Seven people were killed on Thursday in Lebanon, as an unarmed protest was ambushed by snipers in a Beirut suburb.
The protest had been organized to call for the removal of the judge investigating the horrific Beirut port explosion last year. The protesters say that the investigation has been politicized by judge Tariq Bitar.
The killings were widely blamed in Lebanon on the Lebanese Forces, a right-wing, sectarian Christian militia. Al-Akhbar, a left-wing daily, compared Lebanese Forces leader Samir Geagea to Hitler on its front page the next morning.
The protesters were mostly supporters of Hizballah and Amal, as were the victims.
In response to the killings, supporters of Hizballah and Amal brought out their weapons and engaged in a four hour gun battle with the snipers.
Hizballah is a Shia Muslim political movement. Its armed wing led the resistance forces that kicked Israeli occupation forces out of South Lebanon in 2000, and inflicted a second defeat on Israel in 2006.

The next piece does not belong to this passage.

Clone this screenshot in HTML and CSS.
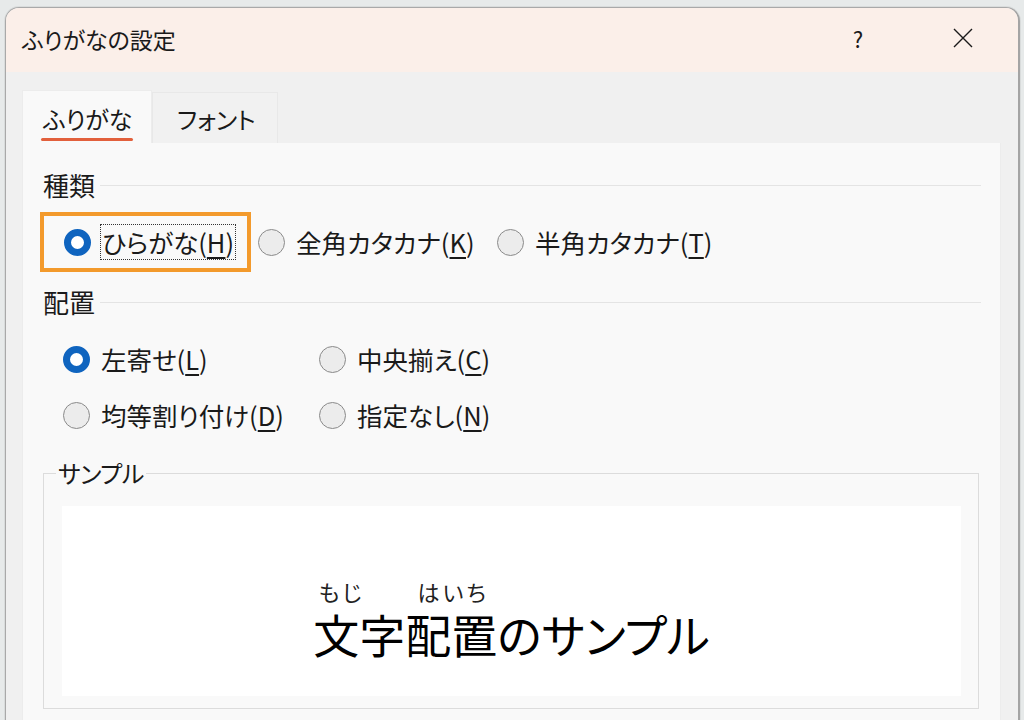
FILE: index.html
```html
<!DOCTYPE html>
<html lang="ja">
<head>
    <meta charset="UTF-8">
    <title>ふりがなの設定</title>
    <link rel="stylesheet" href="styles.css">
</head>
<body>
    <div class="window">
        <div class="titlebar">
            <span class="title">ふりがなの設定</span>
            <span class="tb-btn help">?</span>
            <span class="tb-btn close">
                <svg width="20" height="20" viewBox="0 0 20 20"><path d="M1 1 L19 19 M19 1 L1 19" stroke="#1a1a1a" stroke-width="1.4" fill="none"/></svg>
            </span>
        </div>

        <div class="dialog-body">
            <div class="tabs">
                <div class="tab active"><span>ふりがな</span></div>
                <div class="tab"><span>フォント</span></div>
            </div>

            <div class="panel">
                <div class="section-head"><span>種類</span><div class="rule"></div></div>
                <div class="row row-kind">
                    <div class="focus-ring">
                        <label class="radio checked"><i></i><span class="focus-text">ひらがな(<u>H</u>)</span></label>
                    </div>
                    <label class="radio kind2"><i></i><span>全角カタカナ(<u>K</u>)</span></label>
                    <label class="radio"><i></i><span>半角カタカナ(<u>T</u>)</span></label>
                </div>

                <div class="section-head head2"><span>配置</span><div class="rule"></div></div>
                <div class="align-grid">
                    <label class="radio checked"><i></i><span>左寄せ(<u>L</u>)</span></label>
                    <label class="radio"><i></i><span>中央揃え(<u>C</u>)</span></label>
                    <label class="radio"><i></i><span>均等割り付け(<u>D</u>)</span></label>
                    <label class="radio"><i></i><span>指定なし(<u>N</u>)</span></label>
                </div>

                <fieldset class="sample">
                    <legend>サンプル</legend>
                    <div class="sample-box">
                        <div class="ruby-line"><span class="rt rt1">もじ</span><span class="rt rt2">はいち</span></div>
                        <div class="sample-text">文字配置のサンプル</div>
                    </div>
                </fieldset>
            </div>
        </div>
    </div>
</body>
</html>
```

FILE: styles.css
```css
body {
    margin: 0;
    background-color: #e7eaea;
    font-family: "Noto Sans CJK JP", sans-serif;
    font-feature-settings: "palt";
    color: #1a1a1a;
    overflow: hidden;
}
.window {
    margin: 7px 0 0 5px;
    width: 1012px;
    height: 760px;
    border: 1px solid #a9a9a9;
    border-right: 2px solid #a4a4a4;
    border-bottom: none;
    border-radius: 14px 14px 0 0;
    overflow: hidden;
    background-color: #f0f0f0;
    box-shadow: 0 0 0 1px rgba(0, 0, 0, 0.06);
}
.titlebar {
    height: 64px;
    background-color: #fbefe9;
    display: flex;
    align-items: center;
}
.title {
    font-size: 23px;
    padding-left: 16px;
    flex: 1;
    margin-top: -2px;
}
.tb-btn {
    display: flex;
    align-items: center;
    justify-content: center;
    height: 64px;
}
.help {
    width: 100px;
    font-size: 22px;
    margin-top: -4px;
}
.close {
    width: 110px;
    margin-top: -4px;
}
.dialog-body {
    padding: 18px 17px 0 16px;
}
.tabs {
    display: flex;
    align-items: flex-end;
    height: 53px;
}
.tab {
    height: 51px;
    width: 126px;
    box-sizing: border-box;
    background-color: #f1f1f1;
    border: 1px solid #e8e8e8;
    border-bottom: none;
    font-size: 24px;
    padding-left: 24px;
    line-height: 52px;
}
.tab.active {
    height: 53px;
    width: 130px;
    background-color: #f9f9f9;
    border-color: #ececec;
    padding-left: 20px;
    line-height: 56px;
}
.tab.active span {
    position: relative;
}
.tab.active span::after {
    content: "";
    position: absolute;
    left: -2px;
    right: -1px;
    bottom: -5px;
    height: 3px;
    border-radius: 2px;
    background-color: #e2603c;
}
.panel {
    background-color: #f9f9f9;
    border: 1px solid #ececec;
    border-top: none;
    padding: 25px 19px 0 20px;
    height: 700px;
}
.section-head {
    display: flex;
    align-items: center;
    font-size: 26px;
    line-height: 34px;
}
.section-head .rule {
    flex: 1;
    height: 1px;
    background-color: #e4e4e4;
    margin-left: 5px;
}
.head2 {
    margin-top: 13px;
}
.radio {
    display: flex;
    align-items: center;
    font-size: 25.5px;
    line-height: 34px;
}
.radio i {
    width: 27px;
    height: 27px;
    box-sizing: border-box;
    border-radius: 50%;
    border: 1.5px solid #8a8a8a;
    background-color: #ececec;
    margin-right: 11px;
    flex: none;
}
.radio.checked i {
    border: 7.5px solid #0f64bf;
    background-color: #ffffff;
}
.radio u {
    text-underline-offset: 4px;
    text-decoration-thickness: 1.5px;
}
.row-kind {
    display: flex;
    align-items: center;
    margin-top: 10px;
    margin-left: -3px;
}
.focus-ring {
    width: 211px;
    height: 60px;
    box-sizing: border-box;
    border: 4px solid #f39a2c;
    display: flex;
    align-items: center;
    padding-left: 20px;
    margin-right: 7px;
}
.focus-text {
    border: 1px dotted #333;
    padding: 0 1px;
    margin-left: -2px;
}
.kind2 {
    width: 239px;
}
.align-grid {
    display: grid;
    grid-template-columns: 256px auto;
    grid-auto-rows: 44px;
    row-gap: 12px;
    margin-top: 18px;
    padding-left: 20px;
}
.sample {
    margin: 19px 2px 0 0;
    border: 1px solid #dcdcdc;
    padding: 16px 17px 12px 18px;
}
.sample legend {
    font-size: 24px;
    line-height: 34px;
    padding: 0 2px;
    margin-left: -6px;
    letter-spacing: -0.5px;
}
.sample-box {
    background-color: #ffffff;
    height: 190px;
    box-sizing: border-box;
    padding-top: 72px;
    display: flex;
    flex-direction: column;
    align-items: center;
}
.ruby-line {
    width: 394px;
    display: flex;
    height: 26px;
    margin-left: 2px;
}
.rt {
    font-size: 22px;
    line-height: 26px;
    letter-spacing: 3px;
    color: #222;
}
.rt1 {
    padding-left: 3px;
    width: 99px;
}
.sample-text {
    font-size: 46px;
    line-height: 54px;
    color: #000;
    margin-top: 2px;
}
```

But the Lebanese Forces actually collaborated with Israel during Lebanon’s civil war. In alliance with Israeli troops during their invasion and occupation of Beirut in 1982, the Lebanese Forces — along with other far-right sectarian Christian militias — massacred more than 3,000 Palestinian refugees during the infamous Sabra and Shatila massacre.
Israeli troops surrounded the camps, stopped the refugees from escaping the slaughter and even fired flares to literally light the way for the bloody rampage to continue.
Thursday’s killings invoked for many the spectre of reigniting the Lebanese civil war, which lasted from 1975 to 1990. The neighbourhood where the snipers massacred the protesters — Tayouneh — was actually the same one where the Lebanese civil war started.
On that day in April 1975 the Phalangists — a precursor to the Lebanese Forces, and modelled on and named after Franco’s fascists Falange militia — attacked a bus, massacring 26 Palestinian refugees.
Geagea is today a politician. But his move into politics was only possible thanks to the US-backed, fake “Cedar Revolution” of 2005, which ejected Syria from the country. Before that Geagea had spent 11 years in jail, after having been convicted of murdering a rival Christian politician. There’s no doubt he still commands the loyalty of Lebanese Forces gunmen today.
Geagea is today funded by two of Israel’s regional allies: the dictatorial Saudi Arabian and Emeriti regimes. The US has for decades demanded the disarming of Hizballah, in order to support the Israeli settler-colony.
A US embassy cable published by WikiLeaks showed that Geagea in 2008 offered to start a war in Lebanon against Hizballah, as a proxy force for the United States. The diplomatic cable stated that:
Geagea said he wanted to make sure Washington knows he has between 7,000 and 10,000 well-trained Lebanese Forces fighters who could be mobilized. “We can fight against Hizballah,” he stated with confidence, adding, “We just need your support to get arms for these fighters.
Although Hizballah is a essentially a Shia militia, it takes seriously its role as a defender of the nation against armed aggression from Israel, and from takfiri terrorists like al-Qaida and ISIS. It acts in alliance with other, pro-resistance Christian factions in Lebanon.
I was living in Palestine, in the West Bank in 2006 during Israel’s war of aggression against Lebanon. I will never forget the enthusiastic and unequivocal support the Palestinian masses — the majority of whom are Sunni Muslims, remember — gave to Hizballah.
The resistance is a national calculus.
As I write this on Monday night, Hizballah’s leader Hassan Nasrallah is giving a live speech detailing the Lebanese Forces’ responsibility for the massacre. During the war in Syria, Hizballah has protected Christians in Lebanon and Syria against ISIS and al-Qaida.
To learn more, I recommend this Twitter thread by the brilliant Lebanese-American academic As’ad AbuKhalil, as well as these two videos by the wonderful Lebanese-American journalist Rania Khalek and the brilliant Syrian YouTuber Richard Medhurst.
My work this week
I wrote this column urging the left to unite against the Zionist campaign to purge British academia:
The refusal of some on the left to face up to the reality of the power of the Israel lobby means that there is far too much complacency, and we are not resisting as well as we might be.
If the Israel lobby is not stood up to, then we are now facing a full-on purge of British academia. It is time to stop this defamation campaign in its tracks.
I wrote this about the difference between liberal Zionist racism and right-wing Zionist racism:
Although Israel had illegally expelled about 90 per cent of Palestinians from that territory between 1947 and 1949, this still left a few thousand Palestinians remaining inside the Jewish State. They were rendered third-class citizens in an apartheid regime, systematically discriminated against, their movement curtailed, closely watched by spy agencies and forced to live under a racist military dictatorship.
But, strangely enough: I would still take Smotrich’s openness about his racism any day, as opposed to the liberal Zionist lies about only wanting “peace” and a so-called two state “solution”.